#### [DIRECTIONS FOR THIS TASK]
Look through the listing below and report how many lines contain "that", as a bare number.

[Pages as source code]

-=-=-

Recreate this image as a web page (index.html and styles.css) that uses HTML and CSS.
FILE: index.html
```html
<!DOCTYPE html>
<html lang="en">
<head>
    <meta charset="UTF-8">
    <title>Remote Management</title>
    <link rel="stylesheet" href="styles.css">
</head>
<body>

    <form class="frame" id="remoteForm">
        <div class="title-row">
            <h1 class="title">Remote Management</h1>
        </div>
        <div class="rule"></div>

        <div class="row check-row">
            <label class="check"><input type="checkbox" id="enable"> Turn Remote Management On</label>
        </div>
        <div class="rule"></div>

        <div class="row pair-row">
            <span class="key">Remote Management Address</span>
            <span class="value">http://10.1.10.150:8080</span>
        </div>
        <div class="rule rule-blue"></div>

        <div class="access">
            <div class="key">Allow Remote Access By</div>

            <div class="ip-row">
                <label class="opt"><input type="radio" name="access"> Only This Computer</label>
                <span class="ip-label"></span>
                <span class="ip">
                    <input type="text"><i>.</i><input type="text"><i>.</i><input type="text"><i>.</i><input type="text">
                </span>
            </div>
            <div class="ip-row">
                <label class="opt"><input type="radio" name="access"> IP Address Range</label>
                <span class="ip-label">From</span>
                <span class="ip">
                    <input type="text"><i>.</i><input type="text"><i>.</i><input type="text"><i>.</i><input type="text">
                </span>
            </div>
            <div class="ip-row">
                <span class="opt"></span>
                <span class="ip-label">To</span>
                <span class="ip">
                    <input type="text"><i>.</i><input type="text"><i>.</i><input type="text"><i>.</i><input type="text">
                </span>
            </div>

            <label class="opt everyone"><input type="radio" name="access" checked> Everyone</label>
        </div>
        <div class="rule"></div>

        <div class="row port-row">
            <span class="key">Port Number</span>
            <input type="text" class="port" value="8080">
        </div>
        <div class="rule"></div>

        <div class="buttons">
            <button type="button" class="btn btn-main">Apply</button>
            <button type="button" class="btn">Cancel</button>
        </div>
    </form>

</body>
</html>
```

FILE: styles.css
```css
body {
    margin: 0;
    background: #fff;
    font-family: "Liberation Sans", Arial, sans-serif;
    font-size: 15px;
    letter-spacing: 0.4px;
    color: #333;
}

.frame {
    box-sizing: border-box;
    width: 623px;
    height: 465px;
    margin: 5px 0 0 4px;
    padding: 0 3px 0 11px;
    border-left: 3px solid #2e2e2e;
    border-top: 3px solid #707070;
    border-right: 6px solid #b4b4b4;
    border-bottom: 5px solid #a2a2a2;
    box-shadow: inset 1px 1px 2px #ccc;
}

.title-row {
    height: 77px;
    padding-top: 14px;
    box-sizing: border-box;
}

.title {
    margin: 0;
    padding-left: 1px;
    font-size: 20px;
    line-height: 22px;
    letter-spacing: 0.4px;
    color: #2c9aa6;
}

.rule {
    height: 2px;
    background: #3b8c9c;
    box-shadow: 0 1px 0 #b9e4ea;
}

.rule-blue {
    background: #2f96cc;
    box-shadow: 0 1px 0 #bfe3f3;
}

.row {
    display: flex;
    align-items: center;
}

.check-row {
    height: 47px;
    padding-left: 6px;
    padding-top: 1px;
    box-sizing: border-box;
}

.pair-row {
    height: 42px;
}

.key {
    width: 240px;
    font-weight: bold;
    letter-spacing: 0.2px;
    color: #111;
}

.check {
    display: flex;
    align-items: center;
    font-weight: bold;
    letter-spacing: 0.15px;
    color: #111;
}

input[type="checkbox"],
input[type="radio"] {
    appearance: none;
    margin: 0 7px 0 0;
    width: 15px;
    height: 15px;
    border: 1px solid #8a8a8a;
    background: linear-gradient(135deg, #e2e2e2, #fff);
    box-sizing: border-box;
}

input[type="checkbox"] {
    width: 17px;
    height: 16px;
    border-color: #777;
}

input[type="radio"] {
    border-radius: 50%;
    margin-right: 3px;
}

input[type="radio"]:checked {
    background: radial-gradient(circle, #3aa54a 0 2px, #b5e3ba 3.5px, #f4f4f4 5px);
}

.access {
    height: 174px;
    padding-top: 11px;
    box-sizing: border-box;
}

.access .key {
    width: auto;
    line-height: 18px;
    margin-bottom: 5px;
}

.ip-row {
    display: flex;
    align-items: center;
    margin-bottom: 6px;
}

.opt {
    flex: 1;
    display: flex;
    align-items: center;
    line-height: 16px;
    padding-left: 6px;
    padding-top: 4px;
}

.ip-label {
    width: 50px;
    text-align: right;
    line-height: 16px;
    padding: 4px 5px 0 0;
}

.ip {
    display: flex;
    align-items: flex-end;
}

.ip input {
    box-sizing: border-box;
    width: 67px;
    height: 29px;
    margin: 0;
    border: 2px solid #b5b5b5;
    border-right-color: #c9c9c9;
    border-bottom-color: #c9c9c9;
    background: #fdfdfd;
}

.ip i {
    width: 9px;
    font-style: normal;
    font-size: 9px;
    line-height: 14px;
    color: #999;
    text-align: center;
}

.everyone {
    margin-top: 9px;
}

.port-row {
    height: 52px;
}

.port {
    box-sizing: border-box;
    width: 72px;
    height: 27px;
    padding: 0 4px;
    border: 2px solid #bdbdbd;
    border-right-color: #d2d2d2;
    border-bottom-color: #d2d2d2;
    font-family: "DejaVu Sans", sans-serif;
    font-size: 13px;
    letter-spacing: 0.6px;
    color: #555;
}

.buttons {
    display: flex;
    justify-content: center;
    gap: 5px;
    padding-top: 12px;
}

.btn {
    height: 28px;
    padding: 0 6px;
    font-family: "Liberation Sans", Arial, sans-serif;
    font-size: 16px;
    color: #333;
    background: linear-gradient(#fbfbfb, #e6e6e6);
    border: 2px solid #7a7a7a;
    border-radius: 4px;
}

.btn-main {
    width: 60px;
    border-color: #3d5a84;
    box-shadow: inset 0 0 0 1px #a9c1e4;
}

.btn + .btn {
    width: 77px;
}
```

-=-=-

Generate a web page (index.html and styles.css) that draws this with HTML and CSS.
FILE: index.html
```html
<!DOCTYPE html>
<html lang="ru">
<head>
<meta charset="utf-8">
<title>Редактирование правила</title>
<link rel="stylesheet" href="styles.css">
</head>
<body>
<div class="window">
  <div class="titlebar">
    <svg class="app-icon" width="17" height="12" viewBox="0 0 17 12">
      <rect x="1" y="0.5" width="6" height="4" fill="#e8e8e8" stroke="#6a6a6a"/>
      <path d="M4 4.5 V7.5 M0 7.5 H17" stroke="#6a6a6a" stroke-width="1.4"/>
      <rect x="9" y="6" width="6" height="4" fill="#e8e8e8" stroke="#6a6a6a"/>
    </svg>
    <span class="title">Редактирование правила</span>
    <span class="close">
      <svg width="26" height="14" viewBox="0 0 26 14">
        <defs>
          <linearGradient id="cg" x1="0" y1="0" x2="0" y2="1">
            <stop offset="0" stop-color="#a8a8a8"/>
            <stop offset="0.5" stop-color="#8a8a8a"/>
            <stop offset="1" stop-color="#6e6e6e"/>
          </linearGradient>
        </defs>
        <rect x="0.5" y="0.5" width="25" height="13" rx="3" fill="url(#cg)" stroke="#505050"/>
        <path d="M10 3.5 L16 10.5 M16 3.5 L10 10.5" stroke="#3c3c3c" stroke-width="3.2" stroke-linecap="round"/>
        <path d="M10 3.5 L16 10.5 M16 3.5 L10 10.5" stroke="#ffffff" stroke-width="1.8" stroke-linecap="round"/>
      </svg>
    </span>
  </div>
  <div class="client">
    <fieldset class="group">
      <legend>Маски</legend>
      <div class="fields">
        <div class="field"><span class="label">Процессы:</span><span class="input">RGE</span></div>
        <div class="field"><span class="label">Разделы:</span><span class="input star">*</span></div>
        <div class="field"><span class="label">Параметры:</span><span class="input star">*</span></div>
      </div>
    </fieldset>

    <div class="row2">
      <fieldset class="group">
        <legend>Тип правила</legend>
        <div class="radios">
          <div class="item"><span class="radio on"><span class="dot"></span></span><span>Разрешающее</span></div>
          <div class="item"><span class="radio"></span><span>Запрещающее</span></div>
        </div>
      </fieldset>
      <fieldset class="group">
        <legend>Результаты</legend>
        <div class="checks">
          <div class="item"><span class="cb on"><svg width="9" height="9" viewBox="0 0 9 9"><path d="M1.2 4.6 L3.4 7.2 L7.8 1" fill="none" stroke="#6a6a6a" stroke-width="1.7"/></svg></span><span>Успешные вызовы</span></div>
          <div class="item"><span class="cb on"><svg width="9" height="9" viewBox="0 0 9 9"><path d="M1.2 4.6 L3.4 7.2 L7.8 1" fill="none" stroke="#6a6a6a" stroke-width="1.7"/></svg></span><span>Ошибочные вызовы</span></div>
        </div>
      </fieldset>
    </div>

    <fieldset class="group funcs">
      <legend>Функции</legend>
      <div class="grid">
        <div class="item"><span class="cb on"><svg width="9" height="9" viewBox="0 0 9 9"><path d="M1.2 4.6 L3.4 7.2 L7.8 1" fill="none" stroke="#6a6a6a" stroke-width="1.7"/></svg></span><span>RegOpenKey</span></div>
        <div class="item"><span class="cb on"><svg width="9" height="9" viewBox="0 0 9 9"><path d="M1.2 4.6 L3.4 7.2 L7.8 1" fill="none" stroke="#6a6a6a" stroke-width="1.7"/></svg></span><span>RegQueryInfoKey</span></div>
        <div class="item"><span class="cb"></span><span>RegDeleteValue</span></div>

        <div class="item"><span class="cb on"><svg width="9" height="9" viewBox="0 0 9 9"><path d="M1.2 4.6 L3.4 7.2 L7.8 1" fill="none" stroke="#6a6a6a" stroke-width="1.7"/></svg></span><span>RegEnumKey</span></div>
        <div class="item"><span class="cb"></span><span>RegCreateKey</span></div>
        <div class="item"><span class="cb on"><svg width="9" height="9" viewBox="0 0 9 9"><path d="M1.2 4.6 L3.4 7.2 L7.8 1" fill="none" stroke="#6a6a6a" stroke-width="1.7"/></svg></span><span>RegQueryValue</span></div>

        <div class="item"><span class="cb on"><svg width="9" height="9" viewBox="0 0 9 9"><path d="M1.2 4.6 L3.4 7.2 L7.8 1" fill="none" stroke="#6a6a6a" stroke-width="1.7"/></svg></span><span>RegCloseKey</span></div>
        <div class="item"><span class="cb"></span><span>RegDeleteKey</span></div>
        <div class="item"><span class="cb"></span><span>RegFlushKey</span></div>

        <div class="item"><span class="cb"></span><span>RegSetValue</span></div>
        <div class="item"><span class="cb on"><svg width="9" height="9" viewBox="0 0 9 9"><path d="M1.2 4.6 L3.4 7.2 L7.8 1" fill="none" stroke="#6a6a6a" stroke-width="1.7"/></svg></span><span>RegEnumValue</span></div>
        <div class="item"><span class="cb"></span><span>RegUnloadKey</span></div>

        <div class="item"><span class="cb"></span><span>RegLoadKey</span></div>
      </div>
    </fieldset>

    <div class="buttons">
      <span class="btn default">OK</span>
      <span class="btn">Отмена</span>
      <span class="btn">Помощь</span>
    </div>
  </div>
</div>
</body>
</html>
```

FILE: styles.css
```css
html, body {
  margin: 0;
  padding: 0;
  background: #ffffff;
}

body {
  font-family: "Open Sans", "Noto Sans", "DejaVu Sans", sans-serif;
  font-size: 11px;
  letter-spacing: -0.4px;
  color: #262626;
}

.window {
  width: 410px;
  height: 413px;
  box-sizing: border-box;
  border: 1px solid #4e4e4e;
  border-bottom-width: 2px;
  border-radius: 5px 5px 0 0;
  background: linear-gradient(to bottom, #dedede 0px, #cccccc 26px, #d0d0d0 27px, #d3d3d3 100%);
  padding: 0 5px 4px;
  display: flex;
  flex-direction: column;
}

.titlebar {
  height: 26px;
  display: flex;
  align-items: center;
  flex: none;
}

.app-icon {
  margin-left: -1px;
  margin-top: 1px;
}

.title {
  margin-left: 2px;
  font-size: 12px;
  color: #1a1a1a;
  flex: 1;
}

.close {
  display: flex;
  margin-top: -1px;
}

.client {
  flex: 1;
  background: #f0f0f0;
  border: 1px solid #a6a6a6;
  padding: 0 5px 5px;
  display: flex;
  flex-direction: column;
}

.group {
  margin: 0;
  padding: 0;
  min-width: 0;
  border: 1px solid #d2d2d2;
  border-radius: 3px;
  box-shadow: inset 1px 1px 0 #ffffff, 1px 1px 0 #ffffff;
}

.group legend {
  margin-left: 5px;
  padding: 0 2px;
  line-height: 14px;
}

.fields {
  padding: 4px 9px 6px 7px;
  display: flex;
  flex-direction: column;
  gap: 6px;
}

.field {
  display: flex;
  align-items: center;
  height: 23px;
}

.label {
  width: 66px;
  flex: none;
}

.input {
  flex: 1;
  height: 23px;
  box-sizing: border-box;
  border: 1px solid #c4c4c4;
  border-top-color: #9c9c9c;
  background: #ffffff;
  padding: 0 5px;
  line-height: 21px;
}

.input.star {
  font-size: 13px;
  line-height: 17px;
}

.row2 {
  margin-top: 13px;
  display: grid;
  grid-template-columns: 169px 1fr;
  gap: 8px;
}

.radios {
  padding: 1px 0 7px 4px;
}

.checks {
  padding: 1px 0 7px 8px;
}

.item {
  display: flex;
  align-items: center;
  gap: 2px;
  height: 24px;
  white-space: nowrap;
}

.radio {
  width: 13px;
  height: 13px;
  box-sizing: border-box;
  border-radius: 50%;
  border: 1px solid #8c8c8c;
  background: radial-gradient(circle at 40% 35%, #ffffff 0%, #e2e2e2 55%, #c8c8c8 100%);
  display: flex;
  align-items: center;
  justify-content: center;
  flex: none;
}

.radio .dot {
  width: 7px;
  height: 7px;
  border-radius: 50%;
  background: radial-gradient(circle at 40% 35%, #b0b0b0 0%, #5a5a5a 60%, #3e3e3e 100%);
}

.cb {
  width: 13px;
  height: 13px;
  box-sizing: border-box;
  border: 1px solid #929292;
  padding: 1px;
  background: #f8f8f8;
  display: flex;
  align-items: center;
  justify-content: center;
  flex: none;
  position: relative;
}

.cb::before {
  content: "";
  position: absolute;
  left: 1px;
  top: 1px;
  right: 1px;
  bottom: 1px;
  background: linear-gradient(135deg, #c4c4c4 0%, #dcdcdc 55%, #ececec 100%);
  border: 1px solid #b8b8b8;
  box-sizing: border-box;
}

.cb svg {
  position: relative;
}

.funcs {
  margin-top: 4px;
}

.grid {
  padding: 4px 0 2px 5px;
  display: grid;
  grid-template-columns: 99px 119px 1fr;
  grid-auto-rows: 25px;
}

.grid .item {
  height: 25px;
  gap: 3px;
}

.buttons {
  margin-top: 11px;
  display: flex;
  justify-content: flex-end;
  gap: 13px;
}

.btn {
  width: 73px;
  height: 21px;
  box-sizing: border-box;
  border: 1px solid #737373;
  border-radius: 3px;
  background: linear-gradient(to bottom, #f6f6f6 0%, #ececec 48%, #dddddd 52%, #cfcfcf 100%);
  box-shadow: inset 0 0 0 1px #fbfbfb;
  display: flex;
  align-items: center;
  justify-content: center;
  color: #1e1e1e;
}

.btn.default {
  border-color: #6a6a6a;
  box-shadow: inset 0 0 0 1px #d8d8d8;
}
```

-=-=-

#### [ANSWER FOR THIS EXERCISE]
2